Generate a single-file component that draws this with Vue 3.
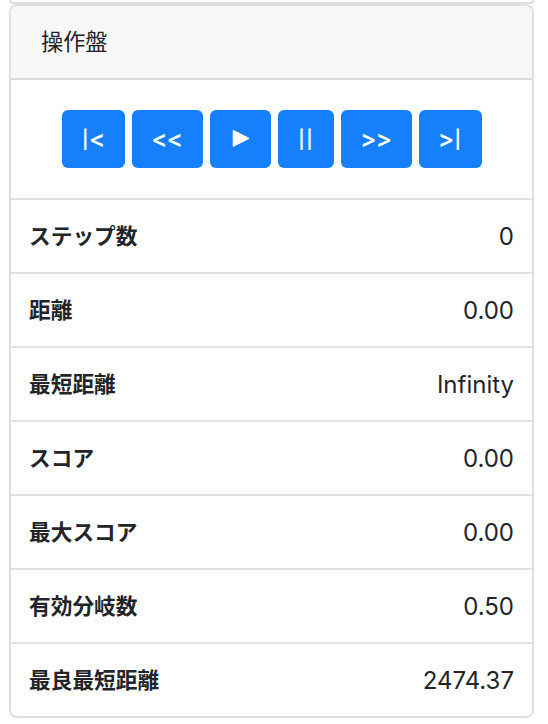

================

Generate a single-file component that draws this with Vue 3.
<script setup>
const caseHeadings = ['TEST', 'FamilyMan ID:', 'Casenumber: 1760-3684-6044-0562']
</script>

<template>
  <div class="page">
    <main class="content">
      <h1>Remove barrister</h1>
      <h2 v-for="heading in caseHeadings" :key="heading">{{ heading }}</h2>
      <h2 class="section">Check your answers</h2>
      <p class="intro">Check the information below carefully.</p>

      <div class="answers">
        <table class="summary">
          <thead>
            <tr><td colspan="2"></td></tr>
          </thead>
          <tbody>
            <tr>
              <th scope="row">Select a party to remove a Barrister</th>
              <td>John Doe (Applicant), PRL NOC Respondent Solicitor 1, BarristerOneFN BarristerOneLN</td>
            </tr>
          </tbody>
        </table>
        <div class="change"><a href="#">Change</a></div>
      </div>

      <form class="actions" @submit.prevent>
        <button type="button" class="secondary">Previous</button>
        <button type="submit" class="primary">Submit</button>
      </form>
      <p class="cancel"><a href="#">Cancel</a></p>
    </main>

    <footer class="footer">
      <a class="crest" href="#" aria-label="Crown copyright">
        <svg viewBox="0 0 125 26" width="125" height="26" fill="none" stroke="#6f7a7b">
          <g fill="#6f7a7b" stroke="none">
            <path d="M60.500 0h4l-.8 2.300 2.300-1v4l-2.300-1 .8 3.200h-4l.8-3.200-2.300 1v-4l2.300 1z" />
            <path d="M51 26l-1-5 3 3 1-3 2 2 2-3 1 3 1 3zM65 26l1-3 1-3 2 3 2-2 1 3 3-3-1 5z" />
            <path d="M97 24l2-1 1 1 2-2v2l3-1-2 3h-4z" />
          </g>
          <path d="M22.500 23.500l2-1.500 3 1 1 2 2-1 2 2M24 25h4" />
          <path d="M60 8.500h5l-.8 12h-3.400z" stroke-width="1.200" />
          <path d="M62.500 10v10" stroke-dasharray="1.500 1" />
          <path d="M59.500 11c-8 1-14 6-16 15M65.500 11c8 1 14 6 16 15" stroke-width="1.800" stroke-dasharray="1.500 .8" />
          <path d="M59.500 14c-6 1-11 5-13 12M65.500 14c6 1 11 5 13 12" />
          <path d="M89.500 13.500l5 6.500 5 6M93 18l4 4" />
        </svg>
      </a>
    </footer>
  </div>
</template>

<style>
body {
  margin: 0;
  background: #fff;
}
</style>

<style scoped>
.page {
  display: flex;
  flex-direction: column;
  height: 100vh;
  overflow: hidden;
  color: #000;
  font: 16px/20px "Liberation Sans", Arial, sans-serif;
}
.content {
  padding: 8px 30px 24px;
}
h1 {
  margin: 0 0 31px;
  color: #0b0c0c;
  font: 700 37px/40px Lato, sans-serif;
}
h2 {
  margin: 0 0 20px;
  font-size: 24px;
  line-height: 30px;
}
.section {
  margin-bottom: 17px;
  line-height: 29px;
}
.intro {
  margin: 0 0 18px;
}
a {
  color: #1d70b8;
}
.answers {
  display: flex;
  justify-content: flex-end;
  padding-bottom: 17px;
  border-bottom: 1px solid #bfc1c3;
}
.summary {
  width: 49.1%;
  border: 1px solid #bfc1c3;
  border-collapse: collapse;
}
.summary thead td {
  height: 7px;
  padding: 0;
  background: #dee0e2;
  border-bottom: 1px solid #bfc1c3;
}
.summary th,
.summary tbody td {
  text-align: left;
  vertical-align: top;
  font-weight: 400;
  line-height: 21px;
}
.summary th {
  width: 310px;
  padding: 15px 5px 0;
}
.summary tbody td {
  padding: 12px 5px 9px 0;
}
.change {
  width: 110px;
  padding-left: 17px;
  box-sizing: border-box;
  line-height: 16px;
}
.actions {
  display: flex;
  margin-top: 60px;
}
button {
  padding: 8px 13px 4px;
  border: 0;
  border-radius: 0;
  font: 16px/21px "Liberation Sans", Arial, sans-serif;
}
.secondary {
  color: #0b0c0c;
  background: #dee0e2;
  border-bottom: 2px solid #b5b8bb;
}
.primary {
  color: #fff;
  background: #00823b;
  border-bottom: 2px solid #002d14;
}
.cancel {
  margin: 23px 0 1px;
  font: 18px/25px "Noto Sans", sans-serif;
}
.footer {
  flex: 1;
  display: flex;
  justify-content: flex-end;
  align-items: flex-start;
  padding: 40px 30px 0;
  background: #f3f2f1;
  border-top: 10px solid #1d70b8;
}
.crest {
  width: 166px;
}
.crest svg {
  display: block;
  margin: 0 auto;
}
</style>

================

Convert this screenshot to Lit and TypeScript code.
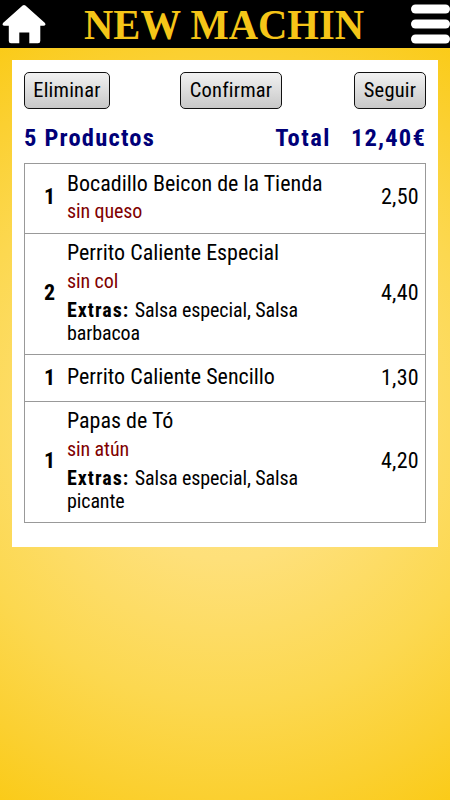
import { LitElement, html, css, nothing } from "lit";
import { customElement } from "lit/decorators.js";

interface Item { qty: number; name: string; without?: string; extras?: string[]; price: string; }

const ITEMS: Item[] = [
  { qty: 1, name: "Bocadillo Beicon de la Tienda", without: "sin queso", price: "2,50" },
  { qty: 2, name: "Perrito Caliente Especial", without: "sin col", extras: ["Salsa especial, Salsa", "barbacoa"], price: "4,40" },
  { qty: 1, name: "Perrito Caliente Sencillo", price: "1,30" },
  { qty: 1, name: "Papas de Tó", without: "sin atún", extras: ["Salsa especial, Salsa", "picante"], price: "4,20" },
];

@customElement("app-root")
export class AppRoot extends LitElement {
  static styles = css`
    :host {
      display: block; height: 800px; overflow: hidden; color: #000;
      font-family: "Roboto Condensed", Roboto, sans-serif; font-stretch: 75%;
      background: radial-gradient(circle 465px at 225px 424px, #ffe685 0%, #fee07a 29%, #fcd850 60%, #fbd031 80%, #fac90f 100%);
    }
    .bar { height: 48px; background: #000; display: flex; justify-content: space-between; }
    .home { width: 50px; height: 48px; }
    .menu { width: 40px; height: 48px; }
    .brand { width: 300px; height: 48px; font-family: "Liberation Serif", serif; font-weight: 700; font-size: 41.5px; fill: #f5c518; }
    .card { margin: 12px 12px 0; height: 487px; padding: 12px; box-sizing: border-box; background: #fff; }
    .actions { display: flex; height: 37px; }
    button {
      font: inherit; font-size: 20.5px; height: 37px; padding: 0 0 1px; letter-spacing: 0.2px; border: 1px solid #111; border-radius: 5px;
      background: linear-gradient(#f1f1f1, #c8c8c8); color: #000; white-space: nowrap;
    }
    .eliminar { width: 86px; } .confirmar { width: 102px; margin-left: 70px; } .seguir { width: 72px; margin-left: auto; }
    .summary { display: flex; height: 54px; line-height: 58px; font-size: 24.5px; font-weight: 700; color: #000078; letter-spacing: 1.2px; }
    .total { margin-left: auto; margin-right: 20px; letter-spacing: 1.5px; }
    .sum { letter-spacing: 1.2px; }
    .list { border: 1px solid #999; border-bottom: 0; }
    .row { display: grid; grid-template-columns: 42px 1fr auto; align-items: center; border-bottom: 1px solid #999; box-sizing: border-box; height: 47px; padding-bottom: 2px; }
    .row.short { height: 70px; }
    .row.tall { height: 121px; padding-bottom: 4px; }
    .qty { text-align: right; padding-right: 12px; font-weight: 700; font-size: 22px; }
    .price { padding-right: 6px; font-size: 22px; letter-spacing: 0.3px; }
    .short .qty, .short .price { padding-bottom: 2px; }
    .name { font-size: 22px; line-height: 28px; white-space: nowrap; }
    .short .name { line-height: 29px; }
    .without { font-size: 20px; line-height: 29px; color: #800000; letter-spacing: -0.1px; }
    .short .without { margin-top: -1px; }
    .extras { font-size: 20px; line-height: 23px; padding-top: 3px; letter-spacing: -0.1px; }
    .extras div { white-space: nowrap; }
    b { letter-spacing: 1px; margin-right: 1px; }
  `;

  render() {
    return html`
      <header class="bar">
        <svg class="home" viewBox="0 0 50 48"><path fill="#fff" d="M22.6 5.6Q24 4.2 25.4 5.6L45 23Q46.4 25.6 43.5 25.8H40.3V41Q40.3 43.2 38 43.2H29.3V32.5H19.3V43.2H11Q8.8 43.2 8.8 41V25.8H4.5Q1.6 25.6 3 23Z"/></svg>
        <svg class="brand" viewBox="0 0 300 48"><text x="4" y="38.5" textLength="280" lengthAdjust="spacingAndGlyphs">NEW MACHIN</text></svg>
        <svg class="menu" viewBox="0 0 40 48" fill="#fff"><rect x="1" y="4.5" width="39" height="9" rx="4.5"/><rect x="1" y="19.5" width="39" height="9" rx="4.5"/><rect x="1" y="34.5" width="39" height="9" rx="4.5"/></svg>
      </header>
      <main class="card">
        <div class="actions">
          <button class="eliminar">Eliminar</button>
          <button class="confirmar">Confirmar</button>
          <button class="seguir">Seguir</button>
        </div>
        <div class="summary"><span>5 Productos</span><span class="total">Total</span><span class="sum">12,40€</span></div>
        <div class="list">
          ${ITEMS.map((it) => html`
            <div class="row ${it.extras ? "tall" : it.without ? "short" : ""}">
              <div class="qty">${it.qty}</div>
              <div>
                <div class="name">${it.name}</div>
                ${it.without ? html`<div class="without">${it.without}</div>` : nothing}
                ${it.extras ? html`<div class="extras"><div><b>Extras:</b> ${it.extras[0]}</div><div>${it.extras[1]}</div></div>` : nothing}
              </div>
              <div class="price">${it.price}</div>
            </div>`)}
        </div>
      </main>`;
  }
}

================

[Job]
Only the lines between the line with "Convert this screenshot" and the line with "number; name: string;", inclusive, should be reproduced, exactly as written and without pictures.

[Result of this exercise]
Convert this screenshot to Lit and TypeScript code.
import { LitElement, html, css, nothing } from "lit";
import { customElement } from "lit/decorators.js";

interface Item { qty: number; name: string; without?: string; extras?: string[]; price: string; }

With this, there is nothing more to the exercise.